Der Entführungsfall um den bekannten Wiener Wirtschaftsanwalt wird immer spektakulärer. Mit einem Paukenschlag gelang es Fahndern des Landes- und Bundeskriminalamtes gemeinsam mit russischen Sondereinheiten, die beiden mutmaßlichen Kidnapper des Anwalts in Moskau zu stellen. Die Polizisten hatten bereits seit dem Verschwinden des 48-Jährigen eng zusammengearbeitet.
Schweigen im Verhör
"Wir konnten die beiden Verbrecher identifizieren und beschatten", erklärte Manfred Reinthaler, Pressechef der Wiener Polizei, am Dienstagabend gegenüber der "Krone". Obwohl die russischen Behörden wohl mit eher strengen Verhörmethoden vorgehen, hat das brutale Russenduo bislang geschwiegen.
Indessen werden Rebassos Familie und Freunde in der Heimat auf eine harte Probe gestellt. Speziell die vielen Gerüchte um das Vorleben Rebassos und die Spekulationen rund um Tatmotive setzen ihnen zu. Vor allem, wenn ein Gratisblatt die Ermittlungen womöglich gefährdet und im schlimmsten Fall gar mit dem Leben des verschwundenen Wirtschaftsanwaltes spielt.
"Schlimm genug, keine Gewissheit zu haben"
Bruder Michael Rebasso: "Es ist schon schlimm genug, dass wir keine Gewissheit darüber haben, ob er noch lebt. Aber dann muss man auch noch zusehen, dass es den Journalisten dieses bunten Blattes offenbar völlig egal ist, ob sie mit Veröffentlichungen von sensiblen Informationen eventuell Erichs Leben auf dem Gewissen haben."
Konkret geht es um die Schlagzeile zu einer per E-Mail eingegangenen Lösegeldforderung. "Es gab diese Forderung. Aber sie führte nicht zum Vermissten. Diese Art der Berichterstattung ist geeignet, das Leben eines Entführten ernsthaft zu gefährden", so Polizeisprecher Roman Hahslinger. Nun mussten die Fahnder offenbar völlig übereilt zuschlagen, um den letzten Kontakt zu den Kidnappern nicht doch noch zu verlieren.
Kommentar: Darf eine Story einen Menschen gefährden?
Wie weit darf Berichterstattung gehen? Wo endet Verantwortung - und wo beginnt Skrupellosigkeit im Verein mit der Gier nach der schnellen Schlagzeile? Auch wenn es im schlimmsten Fall ein Menschenleben kosten kann? Die Antwort, liebe Leserinnen und Leser, fand sich am Dienstag im Gratisblatt "Österreich". Der sogenannte "Fall Rebasso" - jener Wirtschaftsanwalt aus Wien also, der entführt wurde und sich womöglich immer noch in Händen russischer Verbrecher befindet.

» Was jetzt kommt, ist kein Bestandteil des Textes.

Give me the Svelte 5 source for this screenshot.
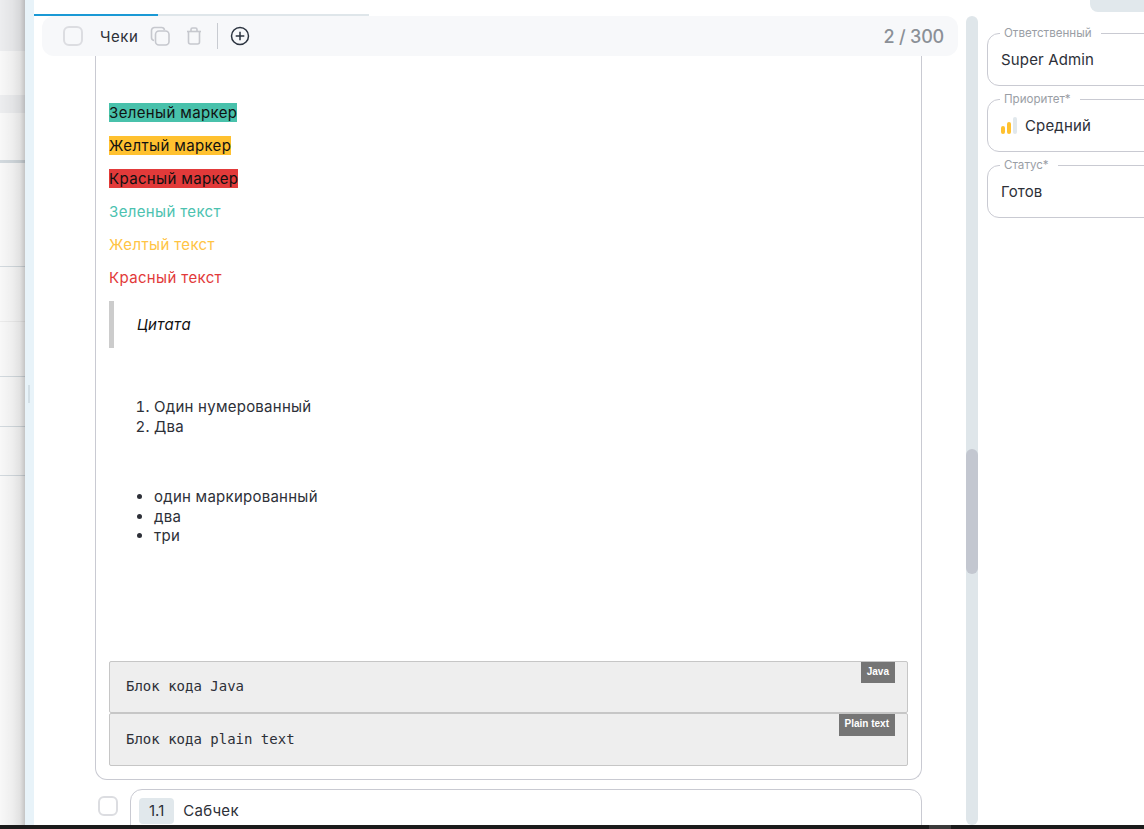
<script>
    const leftRows = [
        { h: 51, cls: 'grey' },
        { h: 44, cls: '' },
        { h: 18, cls: 'grey' },
        { h: 47, cls: '' },
        { h: 3, cls: 'thick' },
        { h: 104, cls: 'line' },
        { h: 55, cls: 'faint' },
        { h: 55, cls: 'line' },
        { h: 50, cls: 'line' },
        { h: 49, cls: 'line' },
        { h: 350, cls: '' }
    ];

    const markers = [
        { text: 'Зеленый маркер', color: 'green' },
        { text: 'Желтый маркер', color: 'yellow' },
        { text: 'Красный маркер', color: 'red' }
    ];

    const colored = [
        { text: 'Зеленый текст', color: 'green' },
        { text: 'Желтый текст', color: 'yellow' },
        { text: 'Красный текст', color: 'red' }
    ];

    const fields = [
        { label: 'Ответственный', value: 'Super Admin' },
        { label: 'Приоритет*', value: 'Средний', priority: true },
        { label: 'Статус*', value: 'Готов' }
    ];
</script>

<div class="page">
    <aside class="left">
        {#each leftRows as row}
            <div class="left-row {row.cls}" style="height: {row.h}px"></div>
        {/each}
    </aside>

    <div class="splitter"><span class="grip"></span></div>

    <main class="main">
        <div class="tabs">
            <span class="tab active"></span>
            <span class="tab"></span>
        </div>

        <div class="toolbar">
            <span class="check"></span>
            <span class="title">Чеки</span>
            <svg class="copy" width="20" height="20" viewBox="0 0 20 20" fill="none" stroke="#c6c8ce" stroke-width="1.6">
                <path d="M4 14.5 A3 3 0 0 1 1.5 11.500 V4.500 A3 3 0 0 1 4.500 1.500 H11.500 A3 3 0 0 1 14.500 4" />
                <rect x="5.500" y="5" width="13.500" height="14" rx="3.500" />
            </svg>
            <svg class="trash" width="18" height="20" viewBox="0 0 18 20" fill="none" stroke="#c6c8ce" stroke-width="1.6">
                <path d="M2 5.500 H16" />
                <path d="M6 5 V3.500 A1.500 1.500 0 0 1 7.500 2 H10.500 A1.500 1.500 0 0 1 12 3.500 V5" />
                <path d="M3.500 6 V16 A2 2 0 0 0 5.500 18 H12.500 A2 2 0 0 0 14.500 16 V6" />
            </svg>
            <span class="divider"></span>
            <svg class="plus" width="20" height="20" viewBox="0 0 20 20" fill="none" stroke="#2c3440" stroke-width="1.500">
                <circle cx="10" cy="10" r="8.500" />
                <path d="M10 5.700 V14.300 M5.700 10 H14.300" />
            </svg>
            <span class="count">2 / 300</span>
        </div>

        <div class="body">
            <section class="card">
                {#each markers as m}
                    <p><mark class={m.color}>{m.text}</mark></p>
                {/each}
                {#each colored as c}
                    <p class="text-{c.color}">{c.text}</p>
                {/each}
                <blockquote>Цитата</blockquote>
                <ol>
                    <li>Один нумерованный</li>
                    <li>Два</li>
                </ol>
                <ul>
                    <li>один маркированный</li>
                    <li>два</li>
                    <li>три</li>
                </ul>
                <div class="code first">
                    <code>Блок кода Java</code>
                    <span class="lang">Java</span>
                </div>
                <div class="code second">
                    <code>Блок кода plain text</code>
                    <span class="lang">Plain text</span>
                </div>
            </section>

            <div class="sub">
                <span class="check small"></span>
                <div class="sub-card">
                    <span class="num">1.1</span>
                    <span class="sub-title">Сабчек</span>
                </div>
            </div>
        </div>
    </main>

    <div class="scrollbar"><span class="thumb"></span></div>

    <aside class="right">
        <span class="corner"></span>
        {#each fields as f}
            <fieldset class="field">
                <legend>{f.label}</legend>
                <div class="value">
                    {#if f.priority}
                        <svg width="16" height="17" viewBox="0 0 16 17">
                            <rect x="0" y="9" width="4" height="8" rx="2" fill="#ffc12f" />
                            <rect x="6" y="5" width="4" height="12" rx="2" fill="#ffc12f" />
                            <rect x="12" y="0" width="4" height="17" rx="2" fill="#e1e8ec" />
                        </svg>
                    {/if}
                    {f.value}
                </div>
            </fieldset>
        {/each}
    </aside>
</div>
<div class="taskbar"><span class="taskbar-item"></span></div>

<style>
    :global(body) {
        margin: 0;
        overflow: hidden;
        background: #fff;
    }
    .page {
        display: flex;
        height: 825px;
        overflow: hidden;
        font-family: Inter, "Liberation Sans", sans-serif;
        color: #2d3038;
        letter-spacing: 0.3px;
    }
    .taskbar {
        height: 4px;
        background: #1b1b1b;
        padding-left: 929px;
    }
    .taskbar-item {
        display: block;
        width: 22px;
        height: 4px;
        background: #3a3a3a;
    }

    .left {
        width: 25px;
        flex: none;
        position: relative;
        overflow: hidden;
        background: #fff;
    }
    .left::after {
        content: '';
        position: absolute;
        inset: 0;
        background: linear-gradient(90deg, rgba(0, 0, 0, 0.01) 0%, rgba(0, 0, 0, 0.05) 50%, rgba(0, 0, 0, 0.1) 80%, rgba(0, 0, 0, 0.22) 100%);
    }
    .left-row {
        box-sizing: border-box;
        background: #fbfbfb;
    }
    .left-row.grey {
        background: #eff0f2;
    }
    .left-row.thick {
        background: #d5dce1;
    }
    .left-row.line {
        border-bottom: 1px solid #d5dce1;
    }
    .left-row.faint {
        border-bottom: 1px solid #eeeeee;
    }

    .splitter {
        width: 9px;
        flex: none;
        background: #e8f3f9;
        position: relative;
    }
    .grip {
        position: absolute;
        left: 3px;
        top: 385px;
        width: 2px;
        height: 18px;
        background: #d3dfe6;
    }

    .main {
        flex: none;
        width: 932px;
        display: flex;
        flex-direction: column;
        padding-top: 14px;
        box-sizing: border-box;
    }
    .tabs {
        display: flex;
        flex: none;
        height: 2px;
    }
    .tab {
        width: 211px;
        background: #dfe6ea;
    }
    .tab.active {
        width: 124px;
        background: #1a99d5;
    }

    .toolbar {
        margin: 0 8px;
        height: 40px;
        flex: none;
        display: flex;
        align-items: center;
        background: #f7f8fa;
        border-radius: 12px;
        padding: 0 14px 0 21px;
    }
    .check {
        box-sizing: border-box;
        width: 20px;
        height: 20px;
        flex: none;
        border: 2px solid #dcdde1;
        border-radius: 6px;
        background: #fff;
    }
    .toolbar .check {
        background: transparent;
    }
    .title {
        margin-left: 17px;
        font-size: 15px;
        letter-spacing: 0.5px;
    }
    .copy {
        margin-left: 12px;
    }
    .trash {
        margin-left: 15px;
    }
    .divider {
        width: 1px;
        height: 26px;
        margin-left: 14px;
        background: #c8cbd1;
    }
    .plus {
        margin-left: 12px;
    }
    .count {
        margin-left: auto;
        font-size: 18px;
        font-weight: 500;
        letter-spacing: -0.2px;
        color: #8b9097;
    }

    .body {
        padding: 0 44px 0 61px;
    }
    .card {
        box-sizing: border-box;
        height: 724px;
        padding: 47px 13px 0;
        border: 1px solid #c9cad2;
        border-top: none;
        border-radius: 0 0 12px 12px;
        font-size: 15px;
    }
    p {
        margin: 0 0 14px;
        height: 19px;
        line-height: 19px;
        letter-spacing: 0.36px;
    }
    mark {
        color: #111;
    }
    .green {
        background: #48c1ab;
    }
    .yellow {
        background: #ffc12f;
    }
    .red {
        background: #e23a3a;
    }
    .text-green {
        color: #4cc2b0;
    }
    .text-yellow {
        color: #ffc444;
    }
    .text-red {
        color: #e23a3a;
    }
    blockquote {
        box-sizing: border-box;
        height: 47px;
        margin: 0;
        padding-left: 23px;
        border-left: 5px solid #cccccc;
        font-style: italic;
        line-height: 47px;
        color: #111;
    }
    ol,
    ul {
        margin: 0;
        padding-left: 45px;
        line-height: 19.5px;
        letter-spacing: 0.25px;
    }
    ol {
        margin-top: 49px;
    }
    ul {
        margin-top: 51px;
        margin-bottom: 115px;
    }
    .code {
        box-sizing: border-box;
        position: relative;
        height: 52px;
        padding: 14px 16px;
        background: #eeeeee;
        border: 1px solid #c6c6c6;
        border-radius: 2px;
    }
    .code.second {
        height: 53px;
        padding-top: 15px;
    }
    code {
        font-family: "DejaVu Sans Mono", "Liberation Mono", monospace;
        font-size: 14px;
        line-height: 17px;
        letter-spacing: 0;
        color: #2d3038;
    }
    .lang {
        position: absolute;
        top: 0;
        right: 12px;
        padding: 3px 6px 4px 6px;
        background: #757575;
        color: #fff;
        font-family: "Liberation Sans", Arial, sans-serif;
        font-size: 10px;
        font-weight: 700;
        line-height: 14px;
        letter-spacing: 0;
    }
    .second .lang {
        padding-bottom: 5px;
    }

    .sub {
        display: flex;
        align-items: flex-start;
        gap: 12px;
        margin: 9px 0 0 -23px;
        padding-left: 26px;
    }
    .check.small {
        margin-top: 7px;
    }
    .sub-card {
        flex: 1;
        box-sizing: border-box;
        height: 60px;
        display: flex;
        align-items: flex-start;
        gap: 9px;
        padding: 8px;
        border: 1px solid #c9cad2;
        border-radius: 12px;
        font-size: 15px;
    }
    .num {
        padding: 0 10px;
        height: 26px;
        line-height: 26px;
        background: #e1e8ec;
        border-radius: 4px;
        letter-spacing: 0;
    }
    .sub-title {
        line-height: 26px;
    }

    .scrollbar {
        width: 12px;
        flex: none;
        margin-top: 16px;
        height: 809px;
        background: #dfe6ea;
        border-radius: 6px;
        position: relative;
    }
    .thumb {
        position: absolute;
        left: 0;
        right: 0;
        top: 433px;
        height: 125px;
        background: #c3c7d0;
        border-radius: 6px;
    }

    .right {
        flex: none;
        width: 240px;
        position: relative;
        padding: 26px 0 0 9px;
        box-sizing: border-box;
    }
    .corner {
        position: absolute;
        top: 0;
        left: 112px;
        width: 80px;
        height: 12px;
        background: #e1e8ec;
        border-radius: 0 0 0 8px;
    }
    .field {
        box-sizing: border-box;
        height: 60px;
        width: 230px;
        margin: 0 0 6px;
        padding: 0 13px;
        border: 1px solid #c9cad2;
        border-radius: 12px;
    }
    legend {
        padding: 0 9px 0 4px;
        margin-left: -1px;
        font-size: 11.6px;
        line-height: 14px;
        letter-spacing: 0;
        color: #9a9ea5;
    }
    .value {
        display: flex;
        align-items: center;
        gap: 8px;
        height: 38px;
        font-size: 15px;
        letter-spacing: 0.15px;
    }
</style>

Der "Krone" war seit eineinhalb Wochen bekannt, dass es Lösegeldforderungen an die Familie des Opfers gibt. Erst am Montag kam nach neuerlicher Anfrage bei der Polizei der eindringliche, fast händeringende Appell: "Bitte keine Zeile, das kann Erich Rebasso gefährden. Wir hoffen, glauben auch, dass er noch lebt."
Keine Frage. Also keine Story über Lösegeld. Auch wenn Journalisten immer die Grenzen ausloten sollen und sich dabei oft bis an die Ränder des Vertretbaren bewegen - darüber hinaus darf es nicht gehen. Darüber hinaus hieße hier, das Leben Erich Rebassos zu gefährden.
Und dann? Das Gratisblatt prescht genau mit dieser Meldung voran. Weil es sich damit so wunderbar (und wenn möglich "exklusiv") auf den Markt hinausschreien lässt. Um welchen Preis?
Und besonders mutig wird es dann, wenn Geschichten namentlich nicht gekennzeichnet sind. Das Kalkül dahinter? So ist niemand persönlich haftbar. Als ließe sich die Verantwortung für das Leben einer Geisel in die Anonymität abschieben, an eine höhere Instanz, mit der man nichts zu tun hat. So einfach geht das. Und schon steht die Schlagzeile. Und morgen aufs Neue. The show must go on.
Bleibt nur zu hoffen, dass es für Familie Rebasso doch noch ein Happy End gibt. Und dass keiner der werten Kollegen sich ein böses Ende an die eigenen Fahnen heften muss. Für diese eine Schlagzeile. Ist die Gesinnung der Berichterstattung erst einmal so billig wie die Aufmachung, ja dann, liebe Kollegen, dann gute Nacht.